Problem details:
Exactly as written, quote every line that follows, skipping the images.

Data provided:
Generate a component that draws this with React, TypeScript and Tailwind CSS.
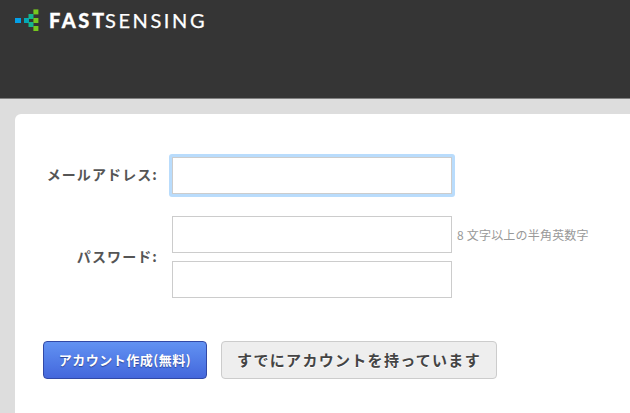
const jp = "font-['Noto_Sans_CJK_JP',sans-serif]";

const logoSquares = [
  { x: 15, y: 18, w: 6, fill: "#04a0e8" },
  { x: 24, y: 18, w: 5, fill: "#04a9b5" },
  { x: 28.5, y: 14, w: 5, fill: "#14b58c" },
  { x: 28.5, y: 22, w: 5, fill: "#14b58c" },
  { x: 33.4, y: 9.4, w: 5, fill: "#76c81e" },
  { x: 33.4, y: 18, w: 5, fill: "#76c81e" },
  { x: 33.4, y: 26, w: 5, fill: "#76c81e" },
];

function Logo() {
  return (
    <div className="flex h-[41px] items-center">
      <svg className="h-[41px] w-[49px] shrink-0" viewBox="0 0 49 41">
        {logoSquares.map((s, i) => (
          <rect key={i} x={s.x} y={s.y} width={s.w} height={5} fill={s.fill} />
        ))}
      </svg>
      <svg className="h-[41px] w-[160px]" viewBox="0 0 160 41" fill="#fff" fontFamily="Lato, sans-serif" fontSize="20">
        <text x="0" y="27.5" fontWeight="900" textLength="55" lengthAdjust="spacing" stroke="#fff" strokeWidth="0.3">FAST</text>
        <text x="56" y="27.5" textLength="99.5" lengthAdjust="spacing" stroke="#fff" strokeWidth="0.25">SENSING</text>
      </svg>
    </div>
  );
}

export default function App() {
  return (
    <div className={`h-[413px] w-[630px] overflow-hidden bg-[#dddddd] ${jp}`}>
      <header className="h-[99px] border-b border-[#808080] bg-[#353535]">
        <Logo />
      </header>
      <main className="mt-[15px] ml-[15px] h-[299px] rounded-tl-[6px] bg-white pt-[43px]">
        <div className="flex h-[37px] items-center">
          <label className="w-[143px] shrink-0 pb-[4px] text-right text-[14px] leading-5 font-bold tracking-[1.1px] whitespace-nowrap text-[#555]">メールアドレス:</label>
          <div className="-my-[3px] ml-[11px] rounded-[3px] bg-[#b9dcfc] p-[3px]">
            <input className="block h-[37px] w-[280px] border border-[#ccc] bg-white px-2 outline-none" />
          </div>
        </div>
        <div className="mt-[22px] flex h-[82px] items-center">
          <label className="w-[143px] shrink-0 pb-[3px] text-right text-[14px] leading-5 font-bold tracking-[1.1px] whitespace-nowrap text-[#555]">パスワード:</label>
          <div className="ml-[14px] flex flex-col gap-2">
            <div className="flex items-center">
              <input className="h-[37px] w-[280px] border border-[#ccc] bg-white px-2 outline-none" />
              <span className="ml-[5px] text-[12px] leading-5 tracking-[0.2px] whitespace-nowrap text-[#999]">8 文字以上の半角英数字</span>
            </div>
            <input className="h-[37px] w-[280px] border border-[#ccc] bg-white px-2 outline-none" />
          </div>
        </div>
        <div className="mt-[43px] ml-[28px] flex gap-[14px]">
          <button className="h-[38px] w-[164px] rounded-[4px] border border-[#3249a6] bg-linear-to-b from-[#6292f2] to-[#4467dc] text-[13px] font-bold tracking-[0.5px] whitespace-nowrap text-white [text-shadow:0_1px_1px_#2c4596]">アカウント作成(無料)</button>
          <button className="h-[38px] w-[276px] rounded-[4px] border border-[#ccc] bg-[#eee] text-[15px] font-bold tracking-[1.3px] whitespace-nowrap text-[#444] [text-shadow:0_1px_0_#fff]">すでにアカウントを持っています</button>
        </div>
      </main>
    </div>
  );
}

Output below:
Generate a component that draws this with React, TypeScript and Tailwind CSS.
const jp = "font-['Noto_Sans_CJK_JP',sans-serif]";

const logoSquares = [
  { x: 15, y: 18, w: 6, fill: "#04a0e8" },
  { x: 24, y: 18, w: 5, fill: "#04a9b5" },
  { x: 28.5, y: 14, w: 5, fill: "#14b58c" },
  { x: 28.5, y: 22, w: 5, fill: "#14b58c" },
  { x: 33.4, y: 9.4, w: 5, fill: "#76c81e" },
  { x: 33.4, y: 18, w: 5, fill: "#76c81e" },
  { x: 33.4, y: 26, w: 5, fill: "#76c81e" },
];

function Logo() {
  return (
    <div className="flex h-[41px] items-center">
      <svg className="h-[41px] w-[49px] shrink-0" viewBox="0 0 49 41">
        {logoSquares.map((s, i) => (
          <rect key={i} x={s.x} y={s.y} width={s.w} height={5} fill={s.fill} />
        ))}
      </svg>
      <svg className="h-[41px] w-[160px]" viewBox="0 0 160 41" fill="#fff" fontFamily="Lato, sans-serif" fontSize="20">
        <text x="0" y="27.5" fontWeight="900" textLength="55" lengthAdjust="spacing" stroke="#fff" strokeWidth="0.3">FAST</text>
        <text x="56" y="27.5" textLength="99.5" lengthAdjust="spacing" stroke="#fff" strokeWidth="0.25">SENSING</text>
      </svg>
    </div>
  );
}

export default function App() {
  return (
    <div className={`h-[413px] w-[630px] overflow-hidden bg-[#dddddd] ${jp}`}>
      <header className="h-[99px] border-b border-[#808080] bg-[#353535]">
        <Logo />
      </header>
      <main className="mt-[15px] ml-[15px] h-[299px] rounded-tl-[6px] bg-white pt-[43px]">
        <div className="flex h-[37px] items-center">
          <label className="w-[143px] shrink-0 pb-[4px] text-right text-[14px] leading-5 font-bold tracking-[1.1px] whitespace-nowrap text-[#555]">メールアドレス:</label>
          <div className="-my-[3px] ml-[11px] rounded-[3px] bg-[#b9dcfc] p-[3px]">
            <input className="block h-[37px] w-[280px] border border-[#ccc] bg-white px-2 outline-none" />
          </div>
        </div>
        <div className="mt-[22px] flex h-[82px] items-center">
          <label className="w-[143px] shrink-0 pb-[3px] text-right text-[14px] leading-5 font-bold tracking-[1.1px] whitespace-nowrap text-[#555]">パスワード:</label>
          <div className="ml-[14px] flex flex-col gap-2">
            <div className="flex items-center">
              <input className="h-[37px] w-[280px] border border-[#ccc] bg-white px-2 outline-none" />
              <span className="ml-[5px] text-[12px] leading-5 tracking-[0.2px] whitespace-nowrap text-[#999]">8 文字以上の半角英数字</span>
            </div>
            <input className="h-[37px] w-[280px] border border-[#ccc] bg-white px-2 outline-none" />
          </div>
        </div>
        <div className="mt-[43px] ml-[28px] flex gap-[14px]">
          <button className="h-[38px] w-[164px] rounded-[4px] border border-[#3249a6] bg-linear-to-b from-[#6292f2] to-[#4467dc] text-[13px] font-bold tracking-[0.5px] whitespace-nowrap text-white [text-shadow:0_1px_1px_#2c4596]">アカウント作成(無料)</button>
          <button className="h-[38px] w-[276px] rounded-[4px] border border-[#ccc] bg-[#eee] text-[15px] font-bold tracking-[1.3px] whitespace-nowrap text-[#444] [text-shadow:0_1px_0_#fff]">すでにアカウントを持っています</button>
        </div>
      </main>
    </div>
  );
}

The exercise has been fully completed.